Hadley elaborates: “Rami told me about Meditations while attending an event called Games Forum in London. When he pitched the idea of a bunch of small games, created by a large variety of developers, I was instantly excited. I wanted to make a game for Meditations and was even more ecstatic when he asked me to be involved with curating the developers to make sure the days filled.
“After that, I put my name down for the project and… sort of forgot about it. Towards the middle of the year, I met Rami at another event, where we spoke again of the project and I started to onboard developers to be a part of Meditations.”
Hadley got her start in playing though and recording dozens of games during various game jams. That experience came in handy when faced with the monumental task of putting together a list of hundreds of developers for Meditations.
“As I have played thousands of game jam games by thousands of different developers, I started looking at developers who made experimental games or who regularly made games within the short time frame around game jams,” explained Hadley. “From there, I started reaching out and taking suggestions from them to continue the hunt for games. There are so many wonderful developers who are apart of this project, it is truly great to see their works.”
But Hadley’s role extended beyond outreach. As the project progressed, she pitched in with every little job that needed doing. “At first, I was reaching out to developers whose work seemed inline with Rami’s concept or who had been suggested by developers already within the project,” she explained. “As the year turned to a close, Rami needed help in testing the games, creating text files, and generally doing finishing bits and bobs. I help out with checking over these games and their files, as well as generally passing on information to the developers I have onboarded, answer questions, and help out in any way I am able to.”
During its first week in the wild, the public conversation around Meditations wasn’t dominated by praise, or a daily discussion surrounding the latest release. My own social feeds were instead flooded with questions: why was there no complete list of contributors, when Ismail’s name alone graced the front page?
Crediting proved divisive as the earliest days of Meditations saw the bulk of names hidden. A full list of credits wouldn’t appear until 31st December 2019. And while some contributors wished to keep their participation secret, others found frustration and felt this was unfair to smaller contributors who may have more reliance on the exposure provided by being a part of Meditations.
Ismail explains: “I never mentioned exposure, as it’s impossible to guarantee a project will generate exposure at all. In this project, the request was always if someone wanted to work on something cool, for the sake of it being a cool project. The overwhelming majority of contributors in the survey – but also those I’ve been communicating with since the survey – indicate that their reason for joining was exactly that.”
“Of course, that doesn’t mean some of the developers didn’t also consider the potential exposure in the project – but at a scope of 350 developers, it’s hard to say anything beyond that for some, these things were handled well, and for others, they would’ve preferred other solutions or approaches.”
Since then, things have changed somewhat. Following a poll that asked how collaborators saw the current and future handling of Meditations, a partial list of credits was created. Ismail removed himself from the main page, which instead now links to both the app developer’s credits page and that partial credit screen.
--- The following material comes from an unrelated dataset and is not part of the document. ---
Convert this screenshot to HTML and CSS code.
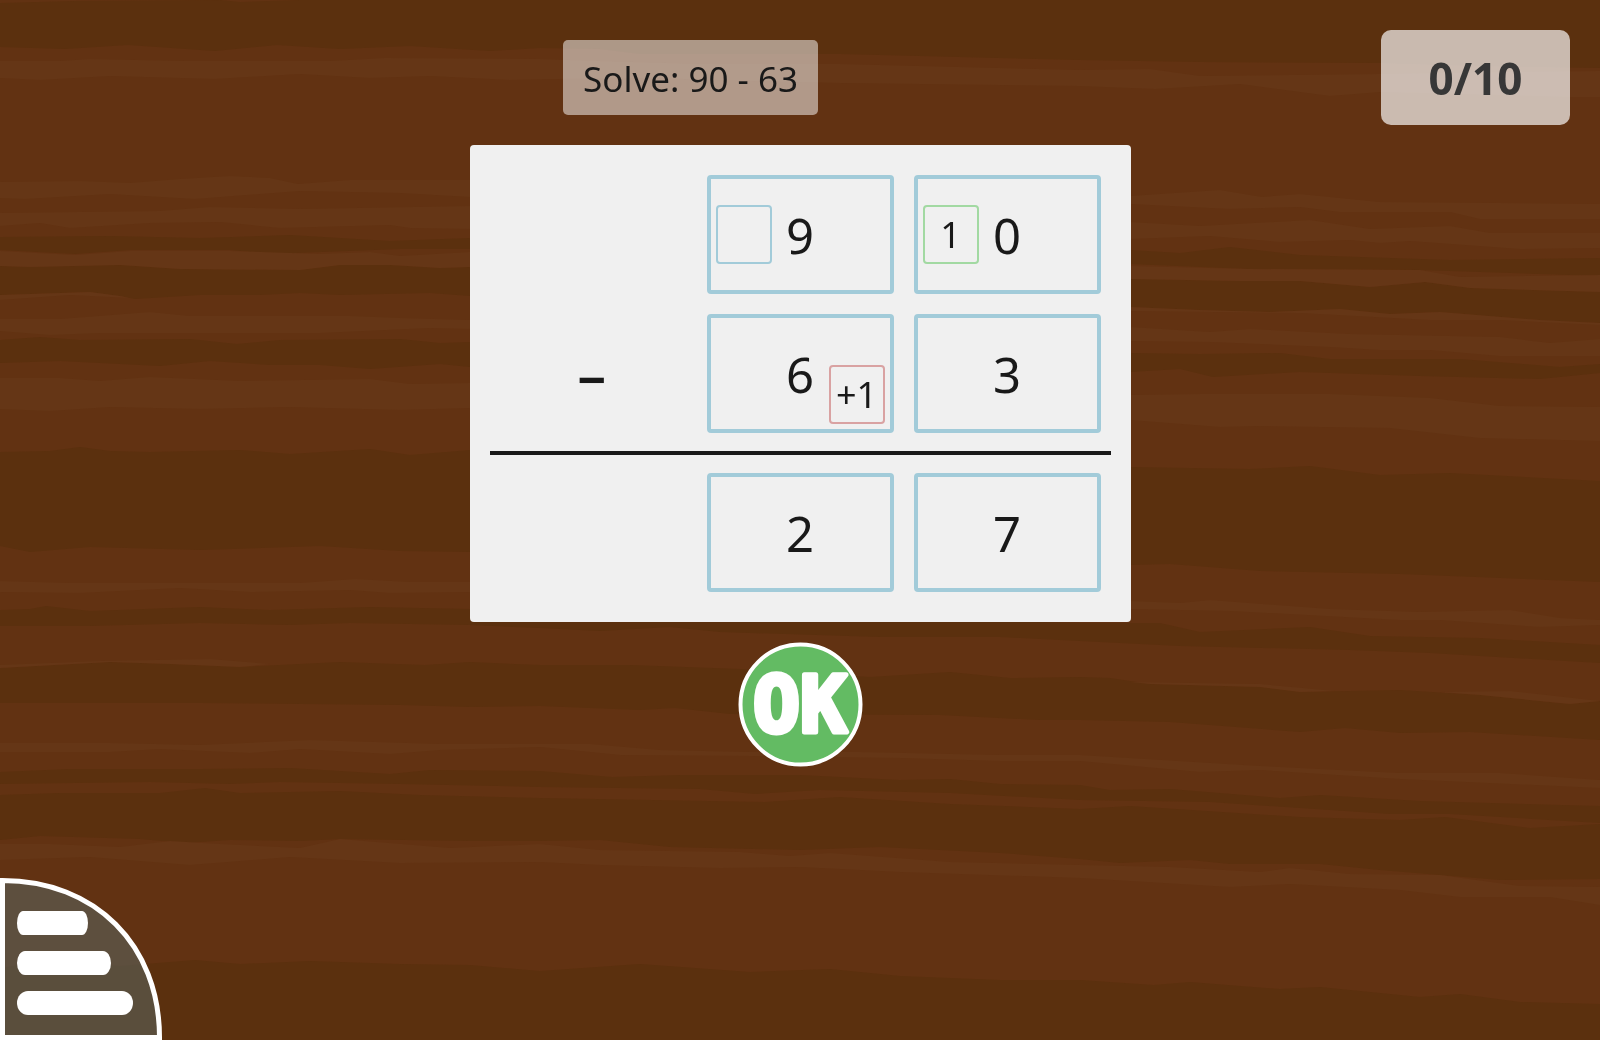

Questions of power dynamics were shot towards the project, too. Meditations has one of the highest-profile indie developers at its helm, and some have questioned whether smaller-scale collaborators are being taken advantage of for an icon’s pet project. According to Ismail, these concerns were present from the beginning.
“Those dynamics absolutely factored in. We specifically set requirements at a small, language-less, six-hour project so that nobody would feel the need to make something enormous, or that the project would out-scope them or their resources. We tried to make sure that all communications of expectation were formal and did not require any additional communication – and except for the crediting issues, I feel we succeeded relatively well.”
“We’re continuing to implement the solutions offered to us by the contributors in two surveys we had after the original disagreement surfaced. While a majority technically supported the original implementation, we weren’t looking for a mandate to continue with our original course of action. We focused on making sure those with issues were heard, and that those issues were handled as fast as possible.”
All that said, it looks like both Ismail and Hadley are content with the project as it stands, gradually bringing changes where they’re due. Scale seems to have been the biggest hurdle to overcome, and Hadley assures that she’d have taken far more consideration into managing people were they to start from scratch.
“Having a project of this scale – with this many people – is a difficult task,” says Hadley. “I would have got more contact information from people signing up to the sheet and communicated better on various points within the guide and project itself. I haven’t actually ever been involved in such a public or massive project.”
Hadley adds: “There was a lot that could have been done better, especially if given the chance to do it again, but either way, this has been a lot of work that I am so glad to have been a part of.”
I asked both what they had hoped to get out of the project – for themselves, and for the contributing developers.
“My personal goal was to make a game about a date that really matters to me – creating this short experience of my life to share with others,” said Hadley. “Through further involvement, my personal goal is just to help communicate with developers and to highlight these games. I really believe all of these lovely games are each unique and fantastic in their own ways. I want the focus to be on these experiences, throughout the entire year.”
Hadley continued: “I have been able to take tiny glimpses into the lives and into important feelings or memories of developers I really look up to and know. This has been the best thing, in my opinion; learning more about these people whom I have watched create and grow over the years.”
Ismail is a little less verbose when he reflects on the project so far. Meditations has been a success – with one catch: “Meditations has been received very well. There continues to be a high number of new downloads, and more importantly – there’s a lot of discourse and conversation around the games.”
But if he were to do all again, Ismail “would communicate the crediting circumstances and expectations”.
What’s next for Meditations, then? At this stage it’s too early to tell. There’s a sense that the project will continue to grapple with questions of proper crediting and developer treatment for the near future as it attempts to keep both creators and critics satisfied.
Maybe next year, the project can start over with the lessons learned in 2019. Perhaps there’ll be a new roster of talented developers big and small creating small, heartfelt experiences. But for now, as Ismail puts it: “the future of Meditations is another small, curious, and thoughtful game [every day] made by a group of almost 350 contributors.”